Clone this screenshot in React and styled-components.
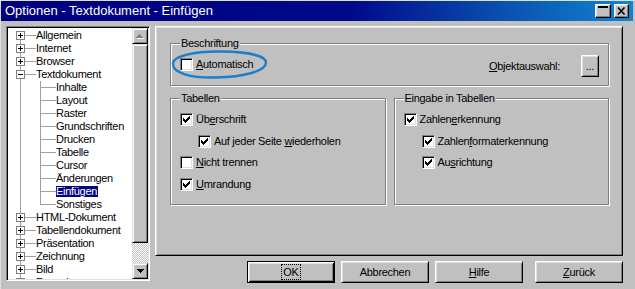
import React from "react";
import styled, { createGlobalStyle, css } from "styled-components";

const Global = createGlobalStyle`
  html, body { margin: 0; padding: 0; background: #c0c0c0; }
  body { font-family: "Liberation Sans", Arial, sans-serif; }
  * { box-sizing: border-box; }
`;

const LINE = "#a0a0a0";
const FONT = `font-family: "Liberation Sans", Arial, sans-serif; font-size: 11px; letter-spacing: -0.3px; color: #000;`;

const Window = styled.div`
  width: 635px;
  height: 289px;
  background: #c0c0c0;
  border-top: 1px solid #dfdfdf;
  border-left: 1px solid #dfdfdf;
  display: flex;
  flex-direction: column;
  overflow: hidden;
`;

const TitleBar = styled.div`
  height: 20px;
  margin-right: 2px;
  background: linear-gradient(to right, #000080 0%, #00088a 55%, #0a52b0 80%, #1084d0 100%);
  display: flex;
  align-items: center;
  padding: 0 4px 0 4px;
`;

const TitleText = styled.div`
  flex: 1;
  color: #fff;
  font-family: "Liberation Sans Narrow", "Liberation Sans", Arial, sans-serif;
  font-size: 13px;
  line-height: 20px;
  white-space: nowrap;
`;

const TitleButtons = styled.div`
  display: flex;
  gap: 3px;
`;

const TitleButton = styled.div`
  width: ${(p) => p.$w}px;
  height: 14px;
  background: #c0c0c0;
  border: 1px solid;
  border-color: #fff #000 #000 #fff;
  box-shadow: inset -1px -1px #808080, inset 1px 1px #dfdfdf;
  display: flex;
  align-items: flex-start;
  justify-content: center;
`;

const MinBar = styled.div`
  width: 10px;
  height: 2px;
  margin-top: 1px;
  background: #000;
`;

const Body = styled.div`
  flex: 1;
  display: flex;
  gap: 5px;
  padding: 5px 12px 0 5px;
`;

/* ---------- tree ---------- */

const TreeBox = styled.div`
  width: 144px;
  height: 255px;
  border: 1px solid;
  border-color: #808080 #fff #fff #808080;
  box-shadow: inset 1px 1px #000, inset -1px -1px #dfdfdf;
  padding: 1px;
  display: flex;
  background: #fff;
`;

const TreeList = styled.div`
  flex: 1;
  background: #fff;
  overflow: hidden;
  padding-top: 1px;
`;

const TreeRow = styled.div`
  height: 13px;
  display: flex;
  align-items: center;
  white-space: nowrap;
`;

const vline = (x, top, h) =>
  `linear-gradient(${LINE}, ${LINE}) ${x}px ${top}px / 1px ${h} no-repeat`;
const hline = (x, w) => `linear-gradient(${LINE}, ${LINE}) ${x}px 6px / ${w}px 1px no-repeat`;

const RootGutter = styled.div`
  width: 28px;
  height: 13px;
  flex: none;
  display: flex;
  align-items: center;
  padding-left: 8px;
  background: ${(p) =>
    p.$child
      ? vline(12, 0, "100%")
      : [p.$first ? vline(12, 6, "7px") : vline(12, 0, "100%"), hline(17, 11)].join(", ")};
`;

const ChildGutter = styled.div`
  width: 20px;
  height: 13px;
  flex: none;
  background: ${(p) => [vline(4, 0, p.$last ? "7px" : "100%"), hline(4, 16)].join(", ")};
`;

const Expander = styled.div`
  width: 9px;
  height: 9px;
  border: 1px solid #808080;
  background: #fff;
  position: relative;
  &::before {
    content: "";
    position: absolute;
    left: 1px;
    top: 3px;
    width: 5px;
    height: 1px;
    background: #000;
  }
  ${(p) =>
    p.$plus &&
    css`
      &::after {
        content: "";
        position: absolute;
        left: 3px;
        top: 1px;
        width: 1px;
        height: 5px;
        background: #000;
      }
    `}
`;

const TreeLabel = styled.span`
  ${FONT}
  line-height: 11px;
  height: 11px;
  padding: 0 1px 0 0;
  margin-left: 0;
  ${(p) =>
    p.$selected &&
    css`
      background: #000080;
      color: #fff;
    `}
`;

/* ---------- scrollbar ---------- */

const ScrollBar = styled.div`
  width: 16px;
  display: flex;
  flex-direction: column;
`;

const raised = css`
  background: #c0c0c0;
  border: 1px solid;
  border-color: #dfdfdf #000 #000 #dfdfdf;
  box-shadow: inset 1px 1px #fff, inset -1px -1px #808080;
`;

const ScrollButton = styled.div`
  ${raised}
  height: 16px;
  flex: none;
  display: flex;
  align-items: center;
  justify-content: center;
`;

const Thumb = styled.div`
  ${raised}
  height: 199px;
  flex: none;
`;

const Track = styled.div`
  flex: 1;
  background: repeating-conic-gradient(#fff 0 25%, #c0c0c0 0 50%) 0 0 / 2px 2px;
`;

/* ---------- right side ---------- */

const RightCol = styled.div`
  width: 468px;
  display: flex;
  flex-direction: column;
  gap: 5px;
`;

const Panel = styled.div`
  height: 230px;
  border: 1px solid;
  border-color: #fff #000 #000 #fff;
  box-shadow: inset 1px 1px #dfdfdf, inset -1px -1px #808080;
  padding: 10px 13px 0 14px;
  display: flex;
  flex-direction: column;
  gap: 6px;
`;

const Group = styled.fieldset`
  margin: 0;
  min-width: 0;
  padding: ${(p) => p.$pad || "4px 9px 9px"};
  border: 1px solid #808080;
  box-shadow: inset 1px 1px #fff, 1px 1px #fff;
`;

const Legend = styled.legend`
  ${FONT}
  line-height: 13px;
  padding: 0 1px;
  background: #c0c0c0;
`;

const Columns = styled.div`
  display: grid;
  grid-template-columns: 1fr 1fr;
  gap: 8px;
`;

const CaptionRow = styled.div`
  display: flex;
  justify-content: space-between;
  align-items: flex-start;
`;

const CheckRow = styled.div`
  position: relative;
  height: ${(p) => p.$h || 21.5}px;
  display: flex;
  align-items: center;
  gap: 3px;
  padding-left: ${(p) => (p.$indent ? 18 : 0)}px;
`;

const Box = styled.div`
  width: 13px;
  height: 13px;
  flex: none;
  background: #fff;
  border: 1px solid;
  border-color: #808080 #fff #fff #808080;
  box-shadow: inset 1px 1px #000, inset -1px -1px #dfdfdf;
  display: flex;
  align-items: center;
  justify-content: center;
`;

const Label = styled.span`
  ${FONT}
  line-height: 13px;
  white-space: nowrap;
  u { text-decoration: underline; text-underline-offset: 1px; }
`;

const Ellipse = styled.svg`
  position: absolute;
  left: -10px;
  top: -8px;
  overflow: visible;
  pointer-events: none;
`;

const ObjGroup = styled.div`
  height: 22px;
  display: flex;
  align-items: center;
  gap: 21px;
`;

const ButtonRow = styled.div`
  display: flex;
  justify-content: flex-end;
  gap: 6px;
`;

const Button = styled.div`
  ${FONT}
  width: ${(p) => p.$w || 88}px;
  height: 22px;
  flex: none;
  background: #c0c0c0;
  display: flex;
  align-items: center;
  justify-content: center;
  line-height: 13px;
  margin-left: ${(p) => p.$ml || 0}px;
  border: 1px solid;
  ${(p) =>
    p.$default
      ? css`
          border-color: #000;
          box-shadow: inset 1px 1px #fff, inset -1px -1px #000, inset 2px 2px #dfdfdf,
            inset -2px -2px #808080;
        `
      : css`
          border-color: #fff #000 #000 #fff;
          box-shadow: inset 1px 1px #dfdfdf, inset -1px -1px #808080;
        `}
  u { text-decoration: underline; text-underline-offset: 1px; }
`;

const Focus = styled.span`
  outline: 1px dotted #000;
  outline-offset: 0;
  padding: 1px 1px 0;
`;

/* ---------- pieces ---------- */

const CHECK_PIXELS = [
  [6, 0], [5, 1], [6, 1], [0, 2], [4, 2], [5, 2], [6, 2],
  [0, 3], [1, 3], [3, 3], [4, 3], [5, 3], [0, 4], [1, 4], [2, 4], [3, 4], [4, 4],
  [1, 5], [2, 5], [3, 5], [2, 6],
];

const CheckMark = () => (
  <svg width="7" height="7" viewBox="0 0 7 7" shapeRendering="crispEdges">
    <path d={CHECK_PIXELS.map(([x, y]) => `M${x} ${y}h1v1h-1z`).join("")} fill="#000" />
  </svg>
);

const Check = ({ checked, indent, h, children, extra }) => (
  <CheckRow $indent={indent} $h={h}>
    {extra}
    <Box>{checked && <CheckMark />}</Box>
    <Label>{children}</Label>
  </CheckRow>
);

const tree = [
  { t: "Allgemein", root: true, plus: true },
  { t: "Internet", root: true, plus: true },
  { t: "Browser", root: true, plus: true },
  { t: "Textdokument", root: true, plus: false },
  { t: "Inhalte" },
  { t: "Layout" },
  { t: "Raster" },
  { t: "Grundschriften" },
  { t: "Drucken" },
  { t: "Tabelle" },
  { t: "Cursor" },
  { t: "Änderungen" },
  { t: "Einfügen", selected: true },
  { t: "Sonstiges", last: true },
  { t: "HTML-Dokument", root: true, plus: true },
  { t: "Tabellendokument", root: true, plus: true },
  { t: "Präsentation", root: true, plus: true },
  { t: "Zeichnung", root: true, plus: true },
  { t: "Bild", root: true, plus: true },
  { t: "Formel", root: true, plus: true },
];

const Arrow = ({ down }) =>
  down ? (
    <svg width="7" height="4" viewBox="0 0 7 4" shapeRendering="crispEdges">
      <path d="M0 0h7v1h-1v1h-1v1h-1v1h-1v-1h-1v-1h-1v-1h-1z" fill="#000" />
    </svg>
  ) : (
    <svg width="8" height="5" viewBox="0 0 8 5" shapeRendering="crispEdges">
      <path d="M4 1h1v1h1v1h1v1h1v1h-7z" fill="#fff" />
      <path d="M3 0h1v1h1v1h1v1h1v1h-7v-1h1v-1h1v-1h1z" fill="#808080" />
    </svg>
  );

export default function App() {
  return (
    <>
      <Global />
      <Window>
        <TitleBar>
          <TitleText>Optionen - Textdokument - Einfügen</TitleText>
          <TitleButtons>
            <TitleButton $w={16}>
              <MinBar />
            </TitleButton>
            <TitleButton $w={15}>
              <svg width="9" height="10" viewBox="0 0 9 10" style={{ marginTop: 1 }}>
                <path d="M1 1.5L7.5 8.5M7.5 1.5L1 8.5" stroke="#000" strokeWidth="1.6" />
              </svg>
            </TitleButton>
          </TitleButtons>
        </TitleBar>
        <Body>
          <TreeBox>
            <TreeList>
              {tree.map((it, i) => (
                <TreeRow key={it.t}>
                  {it.root ? (
                    <RootGutter $first={i === 0}>
                      <Expander $plus={it.plus} />
                    </RootGutter>
                  ) : (
                    <>
                      <RootGutter $child />
                      <ChildGutter $last={it.last} />
                    </>
                  )}
                  <TreeLabel $selected={it.selected}>{it.t}</TreeLabel>
                </TreeRow>
              ))}
            </TreeList>
            <ScrollBar>
              <ScrollButton>
                <Arrow />
              </ScrollButton>
              <Thumb />
              <Track />
              <ScrollButton>
                <Arrow down />
              </ScrollButton>
            </ScrollBar>
          </TreeBox>
          <RightCol>
            <Panel>
              <Group $pad="5px 9px 8px">
                <Legend>Beschriftung</Legend>
                <CaptionRow>
                  <Check
                    h={19}
                    extra={
                      <Ellipse width="100" height="34" viewBox="0 0 100 34">
                        <path
                          d="M3 17 C2 9 25 4 52 4.5 C80 5 96 9 96 15.5 C96 24 74 30 46 30.5 C20 31 3 26 3 17 Z"
                          fill="none"
                          stroke="#1c7dc9"
                          strokeWidth="2.4"
                        />
                      </Ellipse>
                    }
                  >
                    <u>A</u>utomatisch
                  </Check>
                  <ObjGroup>
                    <Label>
                      <u>O</u>bjektauswahl:
                    </Label>
                    <Button $w={18}>...</Button>
                  </ObjGroup>
                </CaptionRow>
              </Group>
              <Columns>
                <Group>
                  <Legend>Tabellen</Legend>
                  <Check checked>
                    Üb<u>e</u>rschrift
                  </Check>
                  <Check checked indent>
                    Auf jeder Seite <u>w</u>iederholen
                  </Check>
                  <Check>
                    <u>N</u>icht trennen
                  </Check>
                  <Check checked>
                    <u>U</u>mrandung
                  </Check>
                </Group>
                <Group>
                  <Legend>Eingabe in Tabellen</Legend>
                  <Check checked>
                    Zahlen<u>e</u>rkennung
                  </Check>
                  <Check checked indent>
                    Zahlen<u>f</u>ormaterkennung
                  </Check>
                  <Check checked indent>
                    Au<u>s</u>richtung
                  </Check>
                  <CheckRow />
                </Group>
              </Columns>
            </Panel>
            <ButtonRow>
              <Button $default>
                <Focus>OK</Focus>
              </Button>
              <Button>Abbrechen</Button>
              <Button>
                <u>H</u>ilfe
              </Button>
              <Button $ml={6}>
                <u>Z</u>urück
              </Button>
            </ButtonRow>
          </RightCol>
        </Body>
      </Window>
    </>
  );
}
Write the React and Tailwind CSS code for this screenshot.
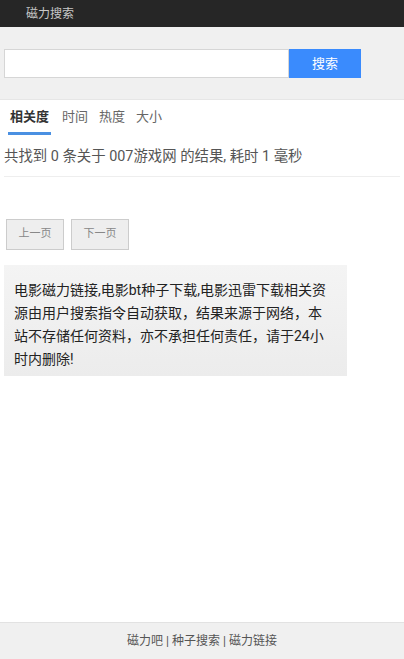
export default function App() {
  const font = { fontFamily: 'Roboto, "Noto Sans CJK SC", sans-serif' };
  return (
    <div className="min-h-[659px] flex flex-col bg-white" style={font}>
      <div className="h-[27px] bg-[#262626] flex items-center pl-[26px] text-[12px] text-[#c8c8c8]">磁力搜索</div>
      <div className="bg-[#f0f0f0] h-[73px] flex items-start pt-[22px] pl-[4px] border-b border-[#e6e6e6]">
        <input className="w-[285px] h-[29px] bg-white border border-[#d6d6d6] outline-none" />
        <button className="w-[72px] h-[29px] bg-[#3a8bfd] text-white text-[13px]">搜索</button>
      </div>
      <div className="flex items-end gap-[11px] h-[35px] pl-[8px] text-[13px] text-[#666]">
        <div className="font-bold text-[#333] border-b-[3px] border-[#4a90e2] pb-[6px] px-[2px]">相关度</div>
        <div className="pb-[9px]">时间</div>
        <div className="pb-[9px]">热度</div>
        <div className="pb-[9px]">大小</div>
      </div>
      <div className="mx-[4px] h-[42px] pt-[3px] flex items-center text-[14.4px] text-[#555] border-b border-[#eee]">
        共找到 0 条关于 007游戏网 的结果, 耗时 1 毫秒
      </div>
      <div className="flex gap-[7px] pl-[6px] mt-[42px]">
        <button className="w-[58px] h-[31px] bg-[#eee] border border-[#ccc] text-[11px] text-[#888]">上一页</button>
        <button className="w-[58px] h-[31px] bg-[#eee] border border-[#ccc] text-[11px] text-[#888]">下一页</button>
      </div>
      <div className="ml-[4px] mt-[15px] w-[343px] h-[111px] bg-gradient-to-b from-[#f4f4f4] to-[#ececec] pl-[10px] pr-[13px] pt-[14px] text-[14px] leading-[23px] text-[#222]">
        电影磁力链接,电影bt种子下载,电影迅雷下载相关资源由用户搜索指令自动获取，结果来源于网络，本站不存储任何资料，亦不承担任何责任，请于24小时内删除!
      </div>
      <div className="flex-1" />
      <div className="h-[37px] bg-[#f0f0f0] border-t border-[#e2e2e2] flex items-center justify-center text-[12px] text-[#555]">
        磁力吧 | 种子搜索 | 磁力链接
      </div>
    </div>
  );
}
****************************************
» **Short problem**:
Up to and including the last line of the listing, starting at the line with "Write the React", extract every line exactly and leave out the pictures.

» **Solved exercise**:
Write the React and Tailwind CSS code for this screenshot.
export default function App() {
  const font = { fontFamily: 'Roboto, "Noto Sans CJK SC", sans-serif' };
  return (
    <div className="min-h-[659px] flex flex-col bg-white" style={font}>
      <div className="h-[27px] bg-[#262626] flex items-center pl-[26px] text-[12px] text-[#c8c8c8]">磁力搜索</div>
      <div className="bg-[#f0f0f0] h-[73px] flex items-start pt-[22px] pl-[4px] border-b border-[#e6e6e6]">
        <input className="w-[285px] h-[29px] bg-white border border-[#d6d6d6] outline-none" />
        <button className="w-[72px] h-[29px] bg-[#3a8bfd] text-white text-[13px]">搜索</button>
      </div>
      <div className="flex items-end gap-[11px] h-[35px] pl-[8px] text-[13px] text-[#666]">
        <div className="font-bold text-[#333] border-b-[3px] border-[#4a90e2] pb-[6px] px-[2px]">相关度</div>
        <div className="pb-[9px]">时间</div>
        <div className="pb-[9px]">热度</div>
        <div className="pb-[9px]">大小</div>
      </div>
      <div className="mx-[4px] h-[42px] pt-[3px] flex items-center text-[14.4px] text-[#555] border-b border-[#eee]">
        共找到 0 条关于 007游戏网 的结果, 耗时 1 毫秒
      </div>
      <div className="flex gap-[7px] pl-[6px] mt-[42px]">
        <button className="w-[58px] h-[31px] bg-[#eee] border border-[#ccc] text-[11px] text-[#888]">上一页</button>
        <button className="w-[58px] h-[31px] bg-[#eee] border border-[#ccc] text-[11px] text-[#888]">下一页</button>
      </div>
      <div className="ml-[4px] mt-[15px] w-[343px] h-[111px] bg-gradient-to-b from-[#f4f4f4] to-[#ececec] pl-[10px] pr-[13px] pt-[14px] text-[14px] leading-[23px] text-[#222]">
        电影磁力链接,电影bt种子下载,电影迅雷下载相关资源由用户搜索指令自动获取，结果来源于网络，本站不存储任何资料，亦不承担任何责任，请于24小时内删除!
      </div>
      <div className="flex-1" />
      <div className="h-[37px] bg-[#f0f0f0] border-t border-[#e2e2e2] flex items-center justify-center text-[12px] text-[#555]">
        磁力吧 | 种子搜索 | 磁力链接
      </div>
    </div>
  );
}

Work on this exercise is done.